Zoje Stage’s psychological thriller Mothered follows a mother and daughter’s complicated relationship and descent into madness during an isolating pandemic.




Mothered explores the troubled relationship between a mother and daughter after they move in together at the height of a pandemic. Grace, a hairdresser, is forced to invite her estranged mother, Jackie, into her home when job insecurity and health problems affect them.


In an author’s note, Zoje Stage shares that she didn’t intend for the novel to be a pandemic story. However, I found it captured the volatility, claustrophobia, and uncertainty of that time in a way a reader could genuinely relate to.
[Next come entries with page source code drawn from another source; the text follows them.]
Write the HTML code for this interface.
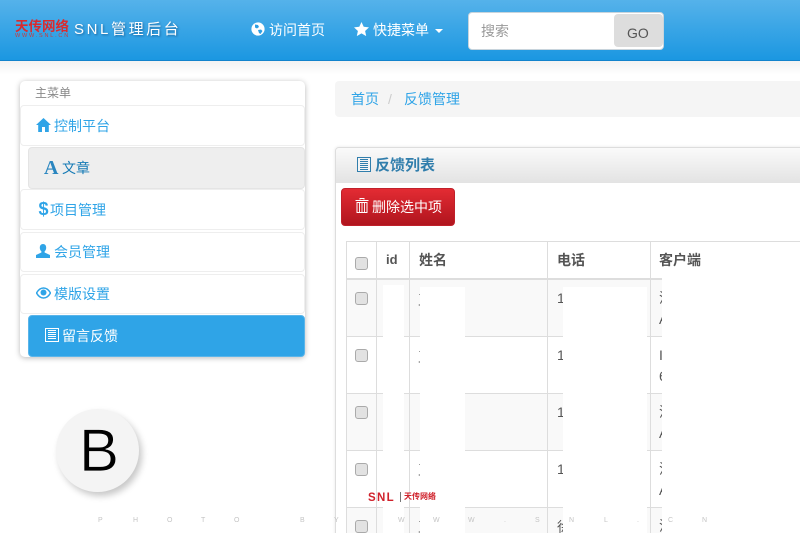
<!DOCTYPE html>
<html lang="zh"><head><meta charset="utf-8"><title>SNL管理后台</title>
<style>
html,body{margin:0;padding:0;background:#fff;width:800px;height:533px;overflow:hidden}
#p{position:absolute;left:0;top:0;width:800px;height:533px;overflow:hidden;font-family:"Liberation Sans","Noto Sans CJK SC",sans-serif;font-size:14px;color:#555;background:#fff}
#p div,#p span,#p svg{position:absolute;box-sizing:border-box}
.t{white-space:nowrap;line-height:20px}
.item{left:20px;width:285px;background:#fff;border:1px solid #eee;border-radius:4px}
.b{color:#2fa4e7}
.ln{background:#ddd}
.cb{left:355px;width:13px;height:13px;background:#e2e2e2;border:1px solid #aaa;border-radius:3px}
.wm{top:516px;font-size:7px;line-height:9px;color:#c4c4c4}
.frag{font-size:14px;line-height:20px;white-space:nowrap;color:#555}
</style></head><body>
<div id="p">

<div style="left:0;top:0;width:800px;height:61px;background:linear-gradient(#55b2ea,#1b97e1);border-bottom:1px solid #1283cc"></div>
<div style="left:0;top:61px;width:800px;height:14px;background:linear-gradient(#f2f2f2,#fff)"></div>

<div class="t" style="left:15px;top:20px;font-size:13.5px;line-height:14px;font-weight:700;color:#d92b2f">天传网络</div>
<div class="t" style="left:15px;top:33px;font-size:5.5px;line-height:6px;letter-spacing:1.800px;color:#c8393c">WWW.SNL.CN</div>
<div class="t" style="left:74px;top:20px;font-size:15px;color:#fff;letter-spacing:2.6px;text-shadow:1px 1px 2px rgba(0,50,100,.55)">SNL管理后台</div>

<svg style="left:251px;top:22px" width="14" height="14" viewBox="0 0 14 14"><circle cx="7" cy="7" r="6.6" fill="#fff"/><path d="M4 2.500l3 .5 1 2-2 1.500-2-1zM7 8l3-.5 1.500 1.500-2 3-1.500-1z" fill="#2d9fe4"/></svg>
<div class="t" style="left:269px;top:20px;color:#fff">访问首页</div>
<svg style="left:354px;top:22px" width="15" height="14" viewBox="0 0 15 14"><path d="M7.500 0l2.200 4.800 5.300.6-3.900 3.600 1.100 5.100-4.700-2.700-4.700 2.700 1.100-5.100L0 5.400l5.300-.6z" fill="#fff"/></svg>
<div class="t" style="left:373px;top:20px;color:#fff">快捷菜单</div>
<div style="left:435px;top:29px;width:0;height:0;border-left:4px solid transparent;border-right:4px solid transparent;border-top:4px solid #fff"></div>

<div style="left:468px;top:12px;width:196px;height:38px;background:#fff;border:1px solid #c8d4dc;border-radius:4px"></div>
<div class="t" style="left:481px;top:21px;color:#999">搜索</div>
<div style="left:614px;top:14px;width:49px;height:33px;background:#ddd;border-radius:4px"></div>
<div class="t" style="left:627px;top:23px;color:#555">GO</div>

<div style="left:20px;top:81px;width:285px;height:276px;background:#fff;border-radius:5px;box-shadow:0 1px 6px rgba(0,0,0,.28)"></div>
<div class="t" style="left:35px;top:83px;font-size:12px;color:#888">主菜单</div>

<div class="item" style="top:105px;height:41px"></div>
<svg style="left:36px;top:118px" width="15" height="14" viewBox="0 0 15 14"><path d="M7.500 0L0 7h2.200v7h3.800V9h3v5h3.800V7H15z" fill="#2fa4e7"/></svg>
<div class="t b" style="left:54px;top:116px">控制平台</div>

<div class="item" style="left:28px;width:277px;top:147px;height:42px;background:#eee;border-color:#e4e4e4"></div>
<div class="t" style="left:44px;top:158px;font-family:'Liberation Serif',serif;font-size:20px;font-weight:700;color:#2a86c0">A</div>
<div class="t" style="left:62px;top:158px;color:#157ab5">文章</div>

<div class="item" style="top:189px;height:41px"></div>
<div class="t b" style="left:38.500px;top:199px;font-size:18px;font-weight:700">$</div>
<div class="t b" style="left:50px;top:200px">项目管理</div>

<div class="item" style="top:232px;height:40px"></div>
<svg style="left:36px;top:244px" width="14" height="14" viewBox="0 0 14 14"><path d="M7 0c2 0 3.200 1.500 3.200 3.700 0 1.500-.7 2.900-1.600 3.700v1.100L14 11v3H0v-3l5.400-2.500V7.400C4.500 6.600 3.800 5.200 3.800 3.700 3.800 1.500 5 0 7 0z" fill="#2fa4e7"/></svg>
<div class="t b" style="left:54px;top:242px">会员管理</div>

<div class="item" style="top:274px;height:40px"></div>
<svg style="left:36px;top:287px" width="15" height="12" viewBox="0 0 15 12"><path d="M.5 6C2.200 3 4.700 1 7.500 1s5.300 2 7 5c-1.700 3-4.200 5-7 5S2.200 9 .5 6z" fill="none" stroke="#2fa4e7" stroke-width="1.500"/><circle cx="7.500" cy="5.500" r="3" fill="#2fa4e7"/></svg>
<div class="t b" style="left:54px;top:284px">模版设置</div>

<div style="left:28px;top:315px;width:277px;height:42px;background:#2fa4e7;border:1px solid #5ab5ea;border-radius:4px"></div>
<svg style="left:45px;top:328px" width="14" height="14" viewBox="0 0 14 14"><path d="M.5.500h13v13H.5z" fill="none" stroke="#fff"/><path d="M3 2.500h8M3 4.500h8M3 6.500h8M3 8.500h8M3 10.500h8" stroke="#fff" stroke-width=".9"/></svg>
<div class="t" style="left:62px;top:326px;color:#fff">留言反馈</div>

<div style="left:56px;top:409px;width:83px;height:83px;border-radius:50%;background:#f4f4f4;box-shadow:3px 4px 7px rgba(0,0,0,.22)"></div>
<div class="t" style="left:79px;top:418px;font-size:60px;line-height:66px;color:#000;-webkit-text-stroke:.8px #f4f4f4">B</div>

<div style="left:335px;top:81px;width:465px;height:36px;background:#f5f5f5;border-radius:4px 0 0 4px"></div>
<div class="t b" style="left:351px;top:89px">首页</div>
<div class="t" style="left:388px;top:89px;color:#ccc">/</div>
<div class="t b" style="left:404px;top:89px">反馈管理</div>

<div style="left:335px;top:147px;width:470px;height:400px;background:#fff;border:1px solid #ddd;border-radius:4px;box-shadow:0 0 3px rgba(0,0,0,.1)"></div>
<div style="left:336px;top:148px;width:464px;height:35px;background:linear-gradient(#fafafa,#e3e3e3);border-radius:3px 0 0 0"></div>
<svg style="left:357px;top:157px" width="14" height="15" viewBox="0 0 14 15"><path d="M.5.500h13v14H.5z" fill="#f4f4f4" stroke="#317eac"/><path d="M3 2.500h8M3 4.500h8M3 6.500h8M3 8.500h8M3 10.500h8M3 12.500h8" stroke="#317eac" stroke-width=".9"/></svg>
<div class="t" style="left:375px;top:156px;font-size:15px;font-weight:700;color:#317eac">反馈列表</div>

<div style="left:341px;top:188px;width:114px;height:38px;background:linear-gradient(#e32b33,#b0151e);border:1px solid #c0202a;border-radius:4px"></div>
<svg style="left:355px;top:198px" width="14" height="15" viewBox="0 0 14 15"><path d="M5 1.500V.500h4v1M.5 2.500h13M2 4.500h10v10H2z" fill="none" stroke="#fff"/><path d="M4.500 5v9M7 5v9M9.500 5v9" stroke="#fff" stroke-width=".9"/></svg>
<div class="t" style="left:372px;top:197px;color:#fff">删除选中项</div>

<div style="left:347px;top:279px;width:453px;height:57px;background:#f9f9f9"></div>
<div style="left:347px;top:393px;width:453px;height:57px;background:#f9f9f9"></div>
<div style="left:347px;top:507px;width:453px;height:26px;background:#f9f9f9"></div>
<div class="ln" style="left:346px;top:241px;width:454px;height:1px"></div>
<div class="ln" style="left:346px;top:278px;width:454px;height:2px"></div>
<div class="ln" style="left:346px;top:336px;width:454px;height:1px"></div>
<div class="ln" style="left:346px;top:393px;width:454px;height:1px"></div>
<div class="ln" style="left:346px;top:450px;width:454px;height:1px"></div>
<div class="ln" style="left:346px;top:507px;width:454px;height:1px"></div>
<div class="ln" style="left:346px;top:241px;width:1px;height:292px"></div>
<div class="ln" style="left:376px;top:241px;width:1px;height:292px"></div>
<div class="ln" style="left:409px;top:241px;width:1px;height:292px"></div>
<div class="ln" style="left:547px;top:241px;width:1px;height:292px"></div>
<div class="ln" style="left:650px;top:241px;width:1px;height:292px"></div>

<div class="t" style="left:386px;top:250px;font-size:13px;font-weight:700">id</div>
<div class="t" style="left:419px;top:250px;font-weight:700">姓名</div>
<div class="t" style="left:557px;top:250px;font-weight:700">电话</div>
<div class="t" style="left:659px;top:250px;font-weight:700">客户端</div>

<div class="cb" style="top:257px"></div>
<div class="cb" style="top:292px"></div>
<div class="cb" style="top:349px"></div>
<div class="cb" style="top:406px"></div>
<div class="cb" style="top:463px"></div>
<div class="cb" style="top:520px"></div>

<div class="frag" style="left:418px;top:290px">王</div><div class="frag" style="left:557px;top:288px">1</div><div class="frag" style="left:659px;top:288px">流</div><div class="frag" style="left:659px;top:309px">A</div>
<div class="frag" style="left:418px;top:347px">王</div><div class="frag" style="left:557px;top:345px">1</div><div class="frag" style="left:659px;top:345px">I</div><div class="frag" style="left:659px;top:366px">6</div>
<div class="frag" style="left:557px;top:402px">1</div><div class="frag" style="left:659px;top:402px">流</div><div class="frag" style="left:659px;top:423px">A</div>
<div class="frag" style="left:418px;top:460px">王</div><div class="frag" style="left:557px;top:459px">1</div><div class="frag" style="left:659px;top:459px">流</div><div class="frag" style="left:659px;top:480px">A</div>
<div class="frag" style="left:418px;top:517px">王</div><div class="frag" style="left:557px;top:517px">徐</div><div class="frag" style="left:659px;top:516px">流</div>

<div style="left:383px;top:285px;width:21px;height:248px;background:#fff"></div>
<div style="left:420px;top:287px;width:45px;height:246px;background:#fff"></div>
<div style="left:563px;top:287px;width:84px;height:246px;background:#fff"></div>
<div style="left:662px;top:278px;width:138px;height:255px;background:#fff"></div>

<div class="t" style="left:368px;top:490px;font-size:11.500px;line-height:16px;font-weight:700;letter-spacing:1.300px;color:#d0212b">SNL</div>
<div style="left:400px;top:492px;width:1px;height:10px;background:#777"></div>
<div class="t" style="left:404px;top:490px;font-size:8px;line-height:13px;font-weight:700;color:#d0212b">天传网络</div>

<div class="wm" style="left:98px">P</div><div class="wm" style="left:133px">H</div><div class="wm" style="left:167px">O</div><div class="wm" style="left:201px">T</div><div class="wm" style="left:234px">O</div><div class="wm" style="left:300px">B</div><div class="wm" style="left:334px">Y</div>
<div class="wm" style="left:398px">W</div><div class="wm" style="left:433px">W</div><div class="wm" style="left:468px">W</div><div class="wm" style="left:504px">.</div><div class="wm" style="left:535px">S</div><div class="wm" style="left:569px">N</div><div class="wm" style="left:604px">L</div><div class="wm" style="left:637px">.</div><div class="wm" style="left:668px">C</div><div class="wm" style="left:702px">N</div>
</div>
</body></html>
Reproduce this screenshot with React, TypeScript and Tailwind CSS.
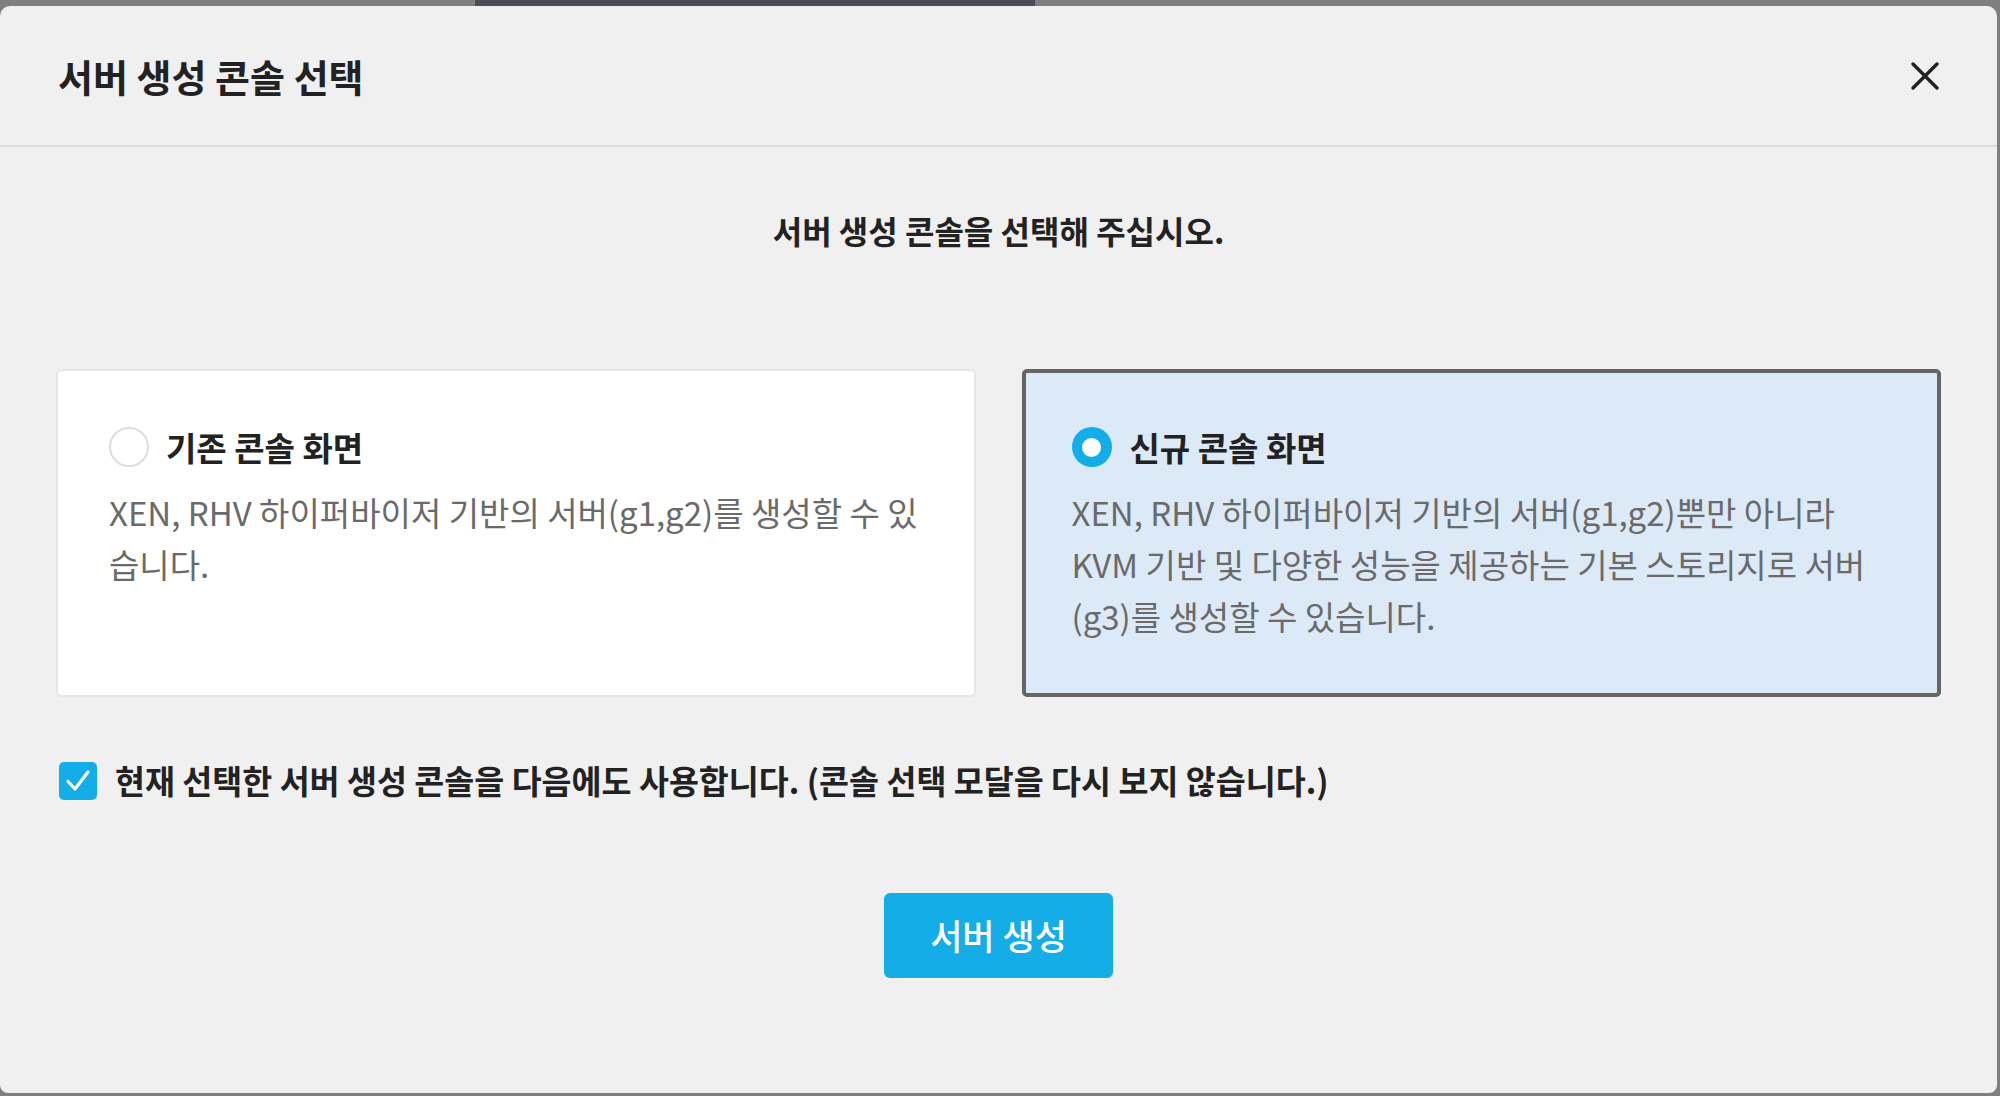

Stage is an expert storyteller, with a knack for moments of fantasy mixed with horror.

As Grace unravels, vivid nightmares make it difficult for her to separate dreams from reality. I found her unnerving dreams to be one of the most interesting elements of the story.


This is actually a very real phenomenon: At the beginning of the pandemic, the stressors and fears of daily life made their way into our sleep, leading to strange, vivid dreams. Sleep researchers even found that the emotional distress of the pandemic was linked to a rise in nightmares. (Source)


I thought the dream sequences added a sense of unreality to the story that mirrored the characters’ descent into troubled pandemic-related isolation. They propelled Grace’s revelations about her relationship with her long-dead twin sister and served as a great vehicle for exploring the past while staying in the present.


I absolutely loved Stage’s debut Baby Teeth as an unsettling, creepy family-based thriller, and Mothered follows in a similar vein. It’s a tense page-turner that kept me guessing at every turn with very realistic characters and dialogue.